When English Means Something Else

English uses “go with them” in a few different ways. Sometimes it means physical movement. Sometimes it means agreement. Sometimes it means that one thing matches another. Spanish does not use one line for all of those jobs, so context does the heavy lifting here.

English Meaning Natural Spanish Best Use
Join that group Ve con ellos / ellas A direct command to one person.
Go along with that group in a polite tone Vaya con ellos / ellas Polite singular command.
Leave and go with them Vete con ellos / ellas Stresses leaving the current place.
Agree with them Estoy de acuerdo con ellos / ellas Use this for opinions, not movement.
Come with them Ven con ellos / ellas Use venir when the movement is toward the speaker.

This is where many translation tools fall flat. They often hand you one line with no context. That is fine for a rough draft. It is not enough when you want your Spanish to sound calm and precise.

Natural Sample Lines You Can Borrow

Short lines stick better than bare grammar notes, so here are a few that sound normal in daily use:

  • Si quieres, ve con ellos. — If you want, go with them.
  • No te quedes aquí; ve con ellas. — Don’t stay here; go with them.
  • Señor, vaya con ellos al salón. — Sir, go with them to the room.
  • Chicos, vayan con ellos y vuelvan pronto. — Guys, go with them and come back soon.
  • Id con ellas; os están esperando. — Go with them; they are waiting for you.

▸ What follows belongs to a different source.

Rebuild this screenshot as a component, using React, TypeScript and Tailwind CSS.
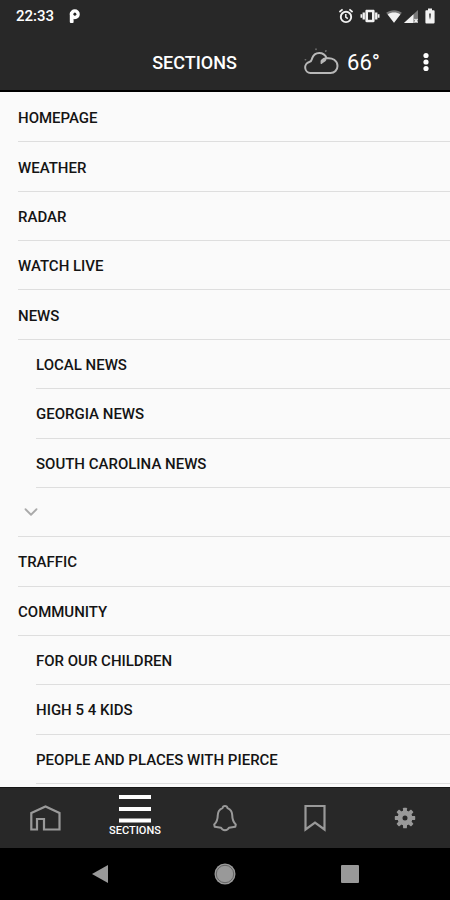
import React, { useState } from 'react';
import { ChevronDown } from 'lucide-react';

interface SectionItem {
    label: string;
    nested?: boolean;
    toggle?: boolean;
}

const sections: SectionItem[] = [
    { label: 'HOMEPAGE' },
    { label: 'WEATHER' },
    { label: 'RADAR' },
    { label: 'WATCH LIVE' },
    { label: 'NEWS' },
    { label: 'LOCAL NEWS', nested: true },
    { label: 'GEORGIA NEWS', nested: true },
    { label: 'SOUTH CAROLINA NEWS', nested: true },
    { label: 'Show more news sections', toggle: true },
    { label: 'TRAFFIC' },
    { label: 'COMMUNITY' },
    { label: 'FOR OUR CHILDREN', nested: true },
    { label: 'HIGH 5 4 KIDS', nested: true },
    { label: 'PEOPLE AND PLACES WITH PIERCE', nested: true },
];

const StatusBar = () => (
    <div className="flex h-8 items-center justify-between pl-4 pr-[10px] text-white">
        <div className="flex items-center gap-3.5">
            <span className="text-[15px] leading-5 font-medium">22:33</span>
            {/* App notification badge */}
            <svg className="w-3 h-3.5" viewBox="0 0 12 14">
                <circle cx="6.800" cy="5.200" r="3.200" fill="none" stroke="currentColor" strokeWidth="3.600" />
                <rect x="1.800" y="3" width="3.800" height="11" rx="1" fill="currentColor" />
                <circle cx="6.900" cy="5.200" r="1.400" fill="#282828" />
            </svg>
        </div>
        <div className="flex items-center gap-0.5 text-[#f2f2f2]">
            {/* Alarm */}
            <svg className="w-4 h-4" viewBox="0 0 16 16" fill="none" stroke="currentColor" strokeWidth="1.900">
                <circle cx="8" cy="8.900" r="5.200" />
                <path d="M1.400 4 4.600 1.400M14.600 4l-3.200-2.600" strokeWidth="1.700" />
                <path d="M7.800 6v3.200l2 1.500" strokeWidth="1.500" />
            </svg>
            {/* Vibrate */}
            <svg className="mx-1 w-5 h-4" viewBox="0 0 20 16" fill="currentColor">
                <path fillRule="evenodd" d="M6.600 1.800h6.800c.7 0 1.200.5 1.200 1.200v10c0 .7-.5 1.200-1.200 1.200H6.600c-.7 0-1.200-.5-1.200-1.200V3c0-.7.5-1.200 1.200-1.200zM8 4.200v7.600h4V4.200z" />
                <path d="M2.600 4.500h2.300v7H2.600zM.5 6.300h1.700v3.400H.5zM15.100 4.500h2.300v7h-2.300zM17.800 6.300h1.700v3.400h-1.700z" />
            </svg>
            {/* Wi-Fi */}
            <svg className="w-4 h-4" viewBox="0 0 16 16" fill="currentColor">
                <path d="M8 14.800.2 4.800C2.400 3.200 5.100 2.300 8 2.300s5.600.9 7.800 2.500z" opacity=".4" />
                <path d="M8 14.800 1.700 6.500C3.500 5.200 5.800 4.600 8 4.600s4.500.6 6.300 1.900z" />
            </svg>
            {/* Signal */}
            <svg className="w-3.5 h-4" viewBox="0 0 14 16" fill="currentColor">
                <path d="M0 15 14 2v13z" opacity=".4" />
                <path d="M0 15 9.500 6.200V15z" />
                <path d="m10.500 11 3 3.500m0-3.500-3 3.500" stroke="currentColor" strokeWidth="1.200" />
            </svg>
            {/* Battery */}
            <svg className="mx-1 w-3 h-4" viewBox="0 0 12 16" fill="currentColor">
                <path fillRule="evenodd" d="M4 .6h4v1.600h1.700c.5 0 .9.400.9.900v11.500c0 .5-.4.900-.9.900H2.300c-.5 0-.9-.4-.9-.9V3.100c0-.5.400-.9.900-.9H4zM5.200 5.500l.2 3.500.6 2.800.6-2.800.2-3.500z" />
            </svg>
        </div>
    </div>
);

const CloudIcon = () => (
    <svg className="w-9 h-7" viewBox="0 0 36 28" fill="none" stroke="currentColor" strokeWidth="2" strokeLinecap="round" strokeLinejoin="round">
        <path d="M7.500 26a5.600 5.600 0 0 1-1.200-11c2.300-.4 2.200-1.600 2.800-3.600C10.300 7.800 13 6 16.200 6c3.600 0 6.200 2 7.500 5.300 5.600-.9 10.800 2.200 10.800 7.700 0 4-3 7-7 7z" />
        <path d="M18.500 16c.2-2.700 2-4.400 5-4.700" />
        <path d="M19.300 14.200l2.200-1.400" strokeWidth="3.400" />
        <path d="M13 2v.4M23 3.800l-.3.300M2.300 12.700h.3" strokeWidth="1.600" opacity=".5" />
    </svg>
);

const HomeIcon = () => (
    <svg className="w-8 h-7" viewBox="0 0 32 28" fill="none" stroke="currentColor" strokeWidth="2.200">
        <path d="M2.300 9 16.500 2.500 30.500 9v16.500H15V15H8v10.500H2.300z" />
    </svg>
);

const BellIcon = () => (
    <svg className="w-7 h-7" viewBox="0 0 28 28" fill="none" stroke="currentColor" strokeWidth="2" strokeLinejoin="round">
        <path d="M14 2c1.500 0 2.300.8 2.500 2.100 2.900 1.200 4.600 3.600 4.700 6.800.1 4.600.6 7 3.600 9.600l-.5 2.300-6.300.900c-.8 1.800-2.200 2.500-4 2.500s-3.200-.7-4-2.500l-6.300-.9-.5-2.300c3-2.600 3.500-5 3.600-9.600.1-3.200 1.800-5.600 4.700-6.800C11.700 2.800 12.500 2 14 2z" />
    </svg>
);

const BookmarkIcon = () => (
    <svg className="w-6 h-7" viewBox="0 0 24 28" fill="none" stroke="currentColor" strokeWidth="2.200">
        <path d="M2.500 2h19v23.500L12 18.500l-9.500 7z" />
    </svg>
);

const gearTeeth = [0, 45, 90, 135, 180, 225, 270, 315];

const GearIcon = () => (
    <svg className="w-[22px] h-[22px]" viewBox="0 0 22 22" fill="currentColor">
        {gearTeeth.map((angle) => (
            <path key={angle} d="M8.900 6 9.100 1.300q.1-.5.600-.5h2.600q.5 0 .6.500L13.100 6z" transform={`rotate(${angle} 11 11)`} />
        ))}
        <circle cx="11" cy="11" r="5" fill="none" stroke="currentColor" strokeWidth="5" />
    </svg>
);

const tabs = [
    { id: 'home', name: 'Home', icon: <HomeIcon /> },
    { id: 'sections', name: 'Sections', icon: null },
    { id: 'alerts', name: 'Alerts', icon: <BellIcon /> },
    { id: 'saved', name: 'Saved', icon: <BookmarkIcon /> },
    { id: 'settings', name: 'Settings', icon: <GearIcon /> },
];

const SectionRow: React.FC<{ item: SectionItem; onToggle: () => void; open: boolean }> = ({ item, onToggle, open }) => (
    <li className={`flex min-h-10 flex-1 ${item.nested ? 'pl-9' : 'pl-[18px]'}`}>
        {item.toggle ? (
            <button
                onClick={onToggle}
                aria-expanded={open}
                aria-label={item.label}
                className="flex flex-1 items-center border-b border-[#dedede] pl-0.5 text-[#aaaaaa]"
            >
                <ChevronDown className="w-[22px] h-[22px]" />
            </button>
        ) : (
            <a href="#" className="flex flex-1 items-center border-b border-[#dedede] pt-0.5">
                {item.label}
            </a>
        )}
    </li>
);

export default function App() {
    const [activeTab, setActiveTab] = useState('sections');
    const [open, setOpen] = useState(false);

    return (
        <div className="flex h-screen flex-col bg-[#fafafa] font-['Roboto',sans-serif] text-[#141414]">
            <header className="border-b-2 border-black bg-[#282828] text-white">
                <StatusBar />
                <div className="flex h-[58px] items-center pr-[10px]">
                    <h1 className="flex-1 pl-[86px] pt-1 text-center text-lg font-medium">SECTIONS</h1>
                    <div className="flex items-center gap-2">
                        <span className="text-[#b8b8b8]"><CloudIcon /></span>
                        <span className="pt-1 text-[22px] leading-7">66°</span>
                    </div>
                    <button aria-label="More options" className="ml-8 flex h-10 w-7 items-center justify-center pt-0.5">
                        <svg className="w-2 h-5" viewBox="0 0 8 20" fill="currentColor">
                            <circle cx="4" cy="3.500" r="2.600" />
                            <circle cx="4" cy="10" r="2.600" />
                            <circle cx="4" cy="16.500" r="2.600" />
                        </svg>
                    </button>
                </div>
            </header>

            <main className="flex min-h-0 flex-1 flex-col overflow-y-auto pt-px pb-[3px]">
                <ul className="flex flex-1 flex-col text-[15px] leading-5 font-medium">
                    {sections.map((item) => (
                        <SectionRow key={item.label} item={item} open={open} onToggle={() => setOpen(!open)} />
                    ))}
                </ul>
            </main>

            <nav className="grid h-[61px] shrink-0 grid-cols-5 border-t border-[#161616] bg-[#282828]">
                {tabs.map((tab) => (
                    <button
                        key={tab.id}
                        aria-label={tab.name}
                        onClick={() => setActiveTab(tab.id)}
                        className={`flex flex-col items-center justify-center ${activeTab === tab.id ? 'pb-1 text-white' : 'text-[#999999]'}`}
                    >
                        {tab.id === 'sections' ? (
                            <>
                                <svg className="w-8 h-7" viewBox="0 0 32 28" fill="currentColor">
                                    <path d="M0 0h32v4H0zM0 12h32v4H0zM0 23.500h32v4H0z" />
                                </svg>
                                <span className="pt-0.5 text-[11px] leading-3 font-medium">SECTIONS</span>
                            </>
                        ) : (
                            tab.icon
                        )}
                    </button>
                ))}
            </nav>

            <div className="shrink-0 bg-black text-[#999999]">
                <div className="mx-auto grid h-[52px] w-5/6 grid-cols-3">
                    <button aria-label="Back" className="flex items-center justify-center">
                        <svg className="w-4 h-5" viewBox="0 0 16 20" fill="currentColor">
                            <path d="M0 10 16 1v18z" />
                        </svg>
                    </button>
                    <button aria-label="Home screen" className="flex items-center justify-center">
                        <svg className="w-[22px] h-[22px]" viewBox="0 0 22 22" fill="currentColor">
                            <circle cx="11" cy="11" r="10.500" />
                            <circle cx="11" cy="11" r="8.700" fill="none" stroke="#555555" strokeWidth=".8" />
                        </svg>
                    </button>
                    <button aria-label="Recent apps" className="flex items-center justify-center">
                        <svg className="w-[18px] h-[18px]" viewBox="0 0 18 18" fill="currentColor">
                            <rect width="18" height="18" rx="1" />
                        </svg>
                    </button>
                </div>
            </div>
        </div>
    );
}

If you want the line to sound softer, add a small cushion before it: si quieres, mejor, or por favor. If you want it firmer, keep it short and clean. Spanish commands often sound strongest when they are brief.

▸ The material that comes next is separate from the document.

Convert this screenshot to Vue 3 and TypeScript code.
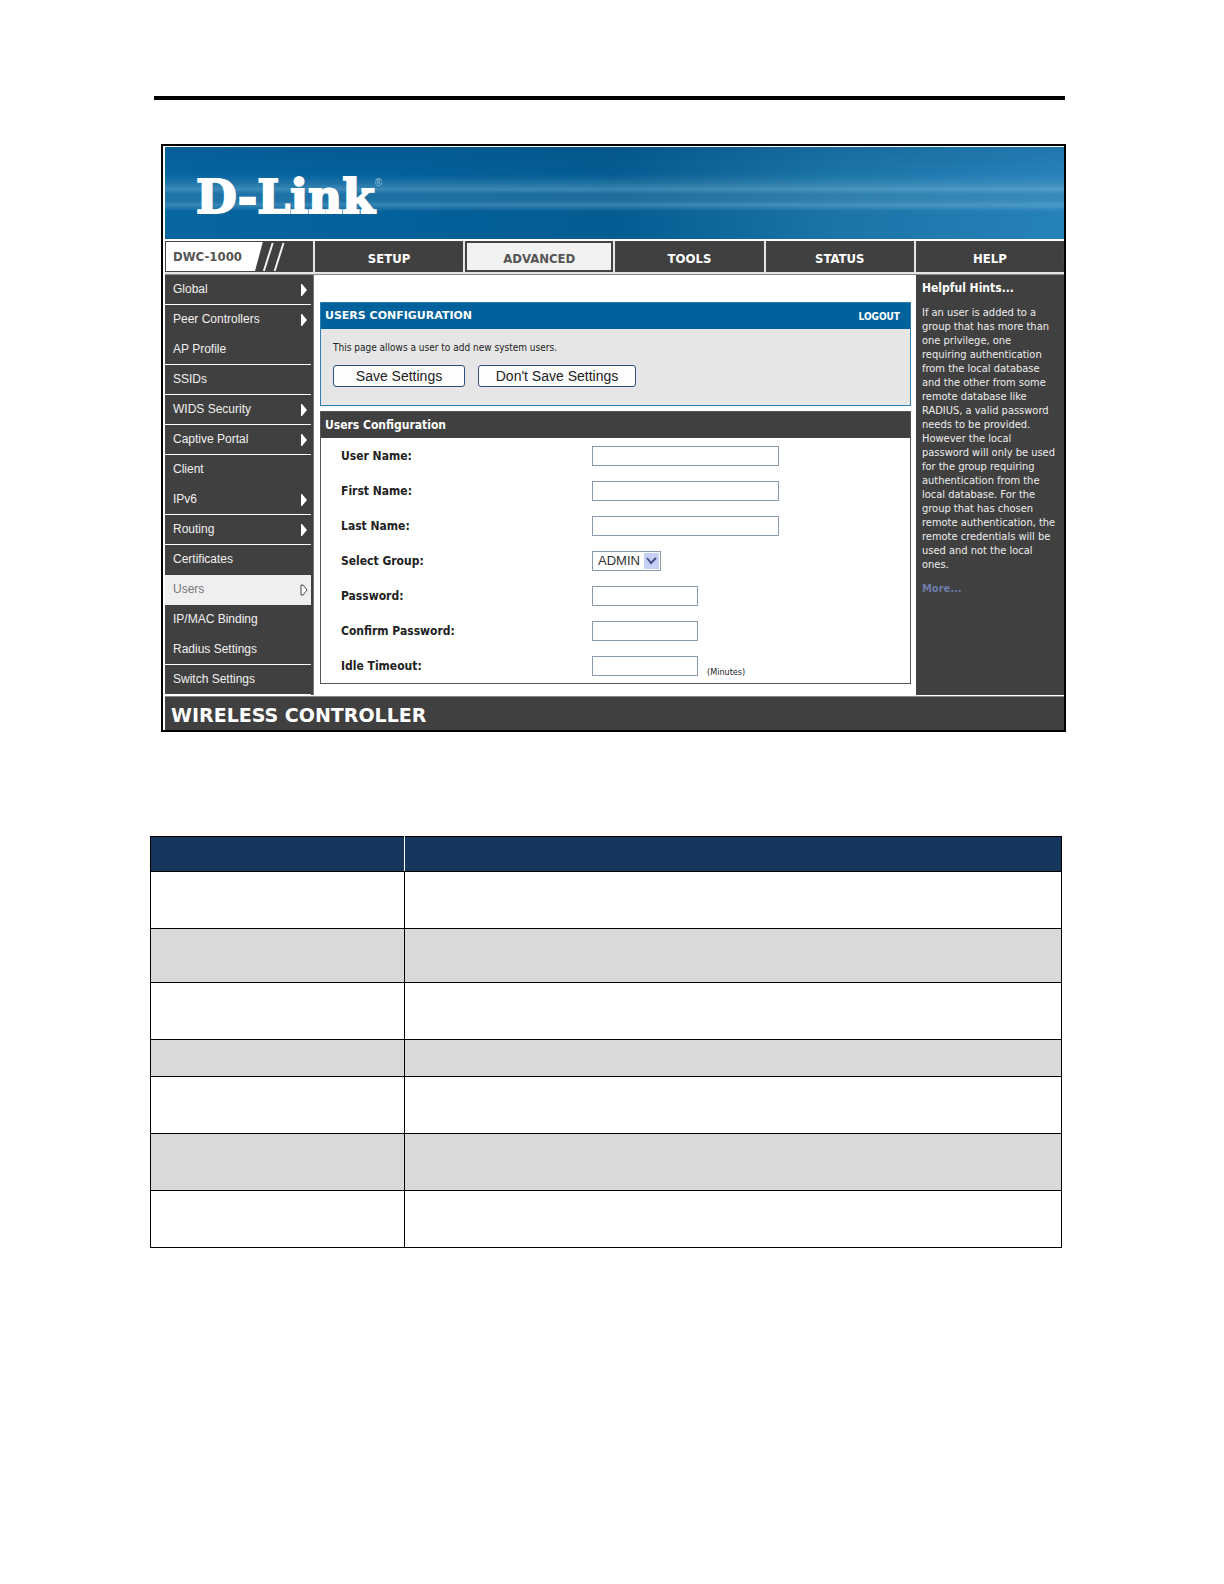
<script setup lang="ts">
import { ref } from 'vue'

interface SideItem {
  label: string
  arrow?: boolean
  line?: boolean
  active?: boolean
}

interface Field {
  id: string
  label: string
  kind: 'text' | 'password' | 'select'
  short?: boolean
  note?: string
}

const tabs = ['SETUP', 'ADVANCED', 'TOOLS', 'STATUS', 'HELP']
const activeTab = ref('ADVANCED')

const sideItems: SideItem[] = [
  { label: 'Global', arrow: true, line: true },
  { label: 'Peer Controllers', arrow: true },
  { label: 'AP Profile', line: true },
  { label: 'SSIDs', line: true },
  { label: 'WIDS Security', arrow: true, line: true },
  { label: 'Captive Portal', arrow: true, line: true },
  { label: 'Client' },
  { label: 'IPv6', arrow: true, line: true },
  { label: 'Routing', arrow: true, line: true },
  { label: 'Certificates' },
  { label: 'Users', arrow: true, active: true },
  { label: 'IP/MAC Binding' },
  { label: 'Radius Settings', line: true },
  { label: 'Switch Settings', line: true },
]

const fields: Field[] = [
  { id: 'user-name', label: 'User Name:', kind: 'text' },
  { id: 'first-name', label: 'First Name:', kind: 'text' },
  { id: 'last-name', label: 'Last Name:', kind: 'text' },
  { id: 'group', label: 'Select Group:', kind: 'select' },
  { id: 'password', label: 'Password:', kind: 'password', short: true },
  { id: 'confirm', label: 'Confirm Password:', kind: 'password', short: true },
  { id: 'idle', label: 'Idle Timeout:', kind: 'text', short: true, note: '(Minutes)' },
]

const rowSizes = ['tall', 'mid', 'tall', 'low', 'tall', 'tall', 'tall']
</script>

<template>
  <main class="page">
    <hr class="rule" />

    <section class="frame">
      <header class="banner">
        <div class="logo">D-Link<sup>®</sup></div>
      </header>

      <nav class="tabs">
        <div class="model">
          <span class="model-name">DWC-1000</span>
          <svg class="slashes" viewBox="0 0 58 30" preserveAspectRatio="none" aria-hidden="true">
            <path d="M0 0H8L0 30Z" fill="#fff" />
            <path d="M18 1L9 30M29 1L20 30" stroke="#f4f4f4" stroke-width="2" fill="none" />
          </svg>
        </div>
        <a
          v-for="tab in tabs"
          :key="tab"
          href="#"
          class="tab"
          :class="{ active: tab === activeTab }"
          @click.prevent="activeTab = tab"
        >{{ tab }}</a>
      </nav>

      <div class="body">
        <nav class="side">
          <a
            v-for="item in sideItems"
            :key="item.label"
            href="#"
            class="side-item"
            :class="{ line: item.line, active: item.active }"
          >
            <span>{{ item.label }}</span>
            <svg v-if="item.arrow" width="8" height="12" viewBox="0 0 8 12" aria-hidden="true">
              <path v-if="item.active" d="M1 1H3L7 6L3 11H1Z" fill="#fff" stroke="#444" />
              <path v-else d="M1 0H2L7 6L2 12H1Z" fill="#fff" />
            </svg>
          </a>
        </nav>

        <div class="content">
          <section class="panel intro">
            <div class="panel-head">
              <h1>USERS CONFIGURATION</h1>
              <a href="#" class="logout">LOGOUT</a>
            </div>
            <div class="intro-body">
              <p>This page allows a user to add new system users.</p>
              <div class="buttons">
                <button type="submit" form="user-form" class="save">Save Settings</button>
                <button type="reset" form="user-form" class="discard">Don't Save Settings</button>
              </div>
            </div>
          </section>

          <section class="panel settings">
            <div class="panel-head">
              <h2>Users Configuration</h2>
            </div>
            <form id="user-form" @submit.prevent>
              <div v-for="f in fields" :key="f.id" class="row">
                <label :for="f.id">{{ f.label }}</label>
                <span v-if="f.kind === 'select'" class="select">
                  <select :id="f.id">
                    <option>ADMIN</option>
                  </select>
                  <svg width="15" height="16" viewBox="0 0 15 16" aria-hidden="true">
                    <rect width="15" height="16" rx="1" fill="#c6cff4" />
                    <path d="M3 5L7 10L12 5" fill="none" stroke="#42508a" stroke-width="2" />
                  </svg>
                </span>
                <input v-else :id="f.id" :type="f.kind" :class="{ short: f.short }" />
                <span v-if="f.note" class="note">{{ f.note }}</span>
              </div>
            </form>
          </section>
        </div>

        <aside class="hints">
          <h3>Helpful Hints...</h3>
          <p>
            If an user is added to a<br />group that has more than<br />one privilege, one<br />requiring
            authentication<br />from the local database<br />and the other from some<br />remote database
            like<br />RADIUS, a valid password<br />needs to be provided.<br />However the local<br />password
            will only be used<br />for the group requiring<br />authentication from the<br />local database.
            For the<br />group that has chosen<br />remote authentication, the<br />remote credentials will
            be<br />used and not the local<br />ones.
          </p>
          <a href="#">More...</a>
        </aside>
      </div>

      <footer class="foot">WIRELESS CONTROLLER</footer>
    </section>

    <table class="fields">
      <thead>
        <tr>
          <th class="name"></th>
          <th></th>
        </tr>
      </thead>
      <tbody>
        <tr v-for="(size, i) in rowSizes" :key="i" :class="size">
          <td></td>
          <td></td>
        </tr>
      </tbody>
    </table>
  </main>
</template>

<style>
body {
  margin: 0;
  background: #fff;
}
</style>

<style scoped>
* {
  box-sizing: border-box;
}

.page {
  padding: 96px 158px 96px 150px;
  font-family: "DejaVu Sans Condensed", "DejaVu Sans", sans-serif;
  font-size: 11px;
  color: #222;
}

a {
  color: inherit;
  text-decoration: none;
}

h1,
h2,
h3,
p {
  margin: 0;
}

.rule {
  height: 4px;
  margin: 0 1px 44px 4px;
  border: 0;
  background: #000;
}

.frame {
  margin-left: 11px;
  padding: 1px 0 0 2px;
  border: 2px solid #000;
  background: #fff;
}

.banner {
  display: flex;
  align-items: center;
  height: 92px;
  padding: 8px 0 0 31px;
  background:
    linear-gradient(
      to bottom,
      rgba(0, 40, 80, 0.12) 0,
      rgba(120, 180, 210, 0) 30%,
      rgba(130, 185, 210, 0.22) 40%,
      rgba(150, 200, 225, 0.38) 46%,
      rgba(130, 175, 200, 0.2) 51%,
      rgba(130, 175, 200, 0.2) 58%,
      rgba(150, 200, 225, 0.34) 63%,
      rgba(120, 180, 210, 0) 70%
    ),
    linear-gradient(to right, #0765a0 0, #04609a 28%, #055c92 50%, #1c74a8 75%, #2782ba 100%);
}

.logo {
  font: bold 47px/56px "DejaVu Serif", serif;
  color: #fff;
  -webkit-text-stroke: 2px #fff;
}

.logo sup {
  font: 10px/10px "Liberation Sans", sans-serif;
  vertical-align: 27px;
  color: #9cc8e2;
  -webkit-text-stroke: 0;
}

.tabs {
  display: grid;
  grid-template-columns: 148px repeat(5, 1fr);
  column-gap: 2px;
  margin-top: 2px;
  border-bottom: 1px solid #888;
  padding-bottom: 2px;
  background: #e4e4e4;
}

.model,
.tab {
  display: flex;
  height: 31px;
  border: 1px solid #444;
  background: #404040;
}

.model-name {
  flex: 0 0 89px;
  padding-left: 7px;
  background: #fff;
  font: bold 13px/30px "DejaVu Sans Condensed", "DejaVu Sans", sans-serif;
  color: #555;
}

.slashes {
  width: 57px;
  height: 29px;
}

.tab {
  align-items: center;
  justify-content: center;
  padding-top: 3px;
  font-weight: bold;
  font-size: 13px;
  color: #fff;
}

.tab.active {
  border: 2px solid #444;
  background: #f3f2f2;
  color: #555;
}

.body {
  display: grid;
  grid-template-columns: 149px 1fr 148px;
  border-bottom: 1px solid #fff;
}

.side {
  padding-right: 2px;
  border-right: 1px solid #777;
  background: #404040;
  font: 12px/29px "Liberation Sans", Arial, sans-serif;
  color: #f0f0f0;
}

.side-item {
  display: flex;
  align-items: center;
  justify-content: space-between;
  height: 30px;
  padding: 0 3px 0 8px;
  border-bottom: 1px solid transparent;
}

.side-item.line {
  border-bottom-color: #fff;
}

.side-item.active {
  background: #efefef;
  color: #777;
}

.content {
  padding: 27px 5px 10px 6px;
}

.panel {
  border: 1px solid #555;
}

.panel-head {
  display: flex;
  align-items: center;
  justify-content: space-between;
  height: 26px;
  padding: 0 10px 0 4px;
  background: #404040;
  color: #fff;
}

.panel-head h1 {
  font: bold 11px/16px "DejaVu Sans", sans-serif;
}

.panel-head h2 {
  font-size: 12px;
  line-height: 16px;
}

.logout {
  font-weight: bold;
  font-size: 10px;
}

.intro {
  margin-bottom: 5px;
  border-color: #2c7fae;
}

.intro .panel-head {
  background: #00629d;
}

.intro-body {
  padding: 12px 12px 18px;
  background: #e6e6e6;
  font-size: 10px;
  line-height: 14px;
}

.buttons {
  display: flex;
  gap: 13px;
  margin-top: 10px;
}

button {
  height: 22px;
  padding: 0;
  border: 1px solid #2f4f7f;
  border-radius: 3px;
  background: #fdfdfd;
  font: 14px/18px "Liberation Sans", Arial, sans-serif;
  color: #222;
}

.save {
  width: 132px;
}

.discard {
  width: 158px;
}

.row {
  display: flex;
  align-items: center;
  height: 35px;
  padding-left: 20px;
}

label {
  flex: 0 0 251px;
  font-weight: bold;
  font-size: 12px;
}

input {
  width: 187px;
  height: 20px;
  border: 1px solid #8a9bb0;
  background: #fff;
}

input.short {
  width: 106px;
}

.select {
  position: relative;
  display: flex;
}

select {
  width: 69px;
  height: 20px;
  padding: 0 0 0 5px;
  border: 1px solid #8a9bb0;
  border-radius: 0;
  background: #fff;
  appearance: none;
  font: 13px/18px "Liberation Sans", Arial, sans-serif;
  color: #333;
}

.select svg {
  position: absolute;
  top: 2px;
  right: 2px;
}

.note {
  align-self: flex-end;
  margin-left: 9px;
  font-size: 9px;
  line-height: 22px;
}

.hints {
  padding: 6px 0 0 6px;
  background: #404040;
  line-height: 14px;
  color: #eee;
}

.hints h3 {
  margin-bottom: 11px;
  font-size: 12px;
  line-height: 14px;
  color: #fff;
}

.hints p {
  white-space: nowrap;
}

.hints a {
  display: block;
  margin-top: 10px;
  font-weight: bold;
  color: #6d7ba8;
}

.foot {
  height: 34px;
  padding-left: 6px;
  border-top: 1px solid #888;
  background: #404040;
  font: bold 19px/36px "DejaVu Sans", sans-serif;
  color: #fff;
}

.fields {
  width: calc(100% - 4px);
  margin-top: 104px;
  border-collapse: collapse;
  table-layout: fixed;
}

.fields th,
.fields td {
  padding: 0;
  border: 1px solid #000;
}

.fields th {
  height: 35px;
  background: #17365d;
}

.fields .name {
  width: 254px;
  border-right-color: #fff;
}

.fields tbody tr:nth-child(even) {
  background: #d9d9d9;
}

.tall td {
  height: 57px;
}

.mid td {
  height: 54px;
}

.low td {
  height: 37px;
}
</style>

A Clean Pick For Most Situations

If you are speaking to one person in a casual tone, use ve con ellos for a masculine or mixed group and ve con ellas for an all-female group. Shift to vaya for polite singular speech, vayan for plural speech in most of Latin America, and id for informal plural speech in Spain.

Once you tie the verb to the listener and the pronoun to the group, “go with them” stops being a guessing game. It turns into a phrase you can reach for on the spot and trust.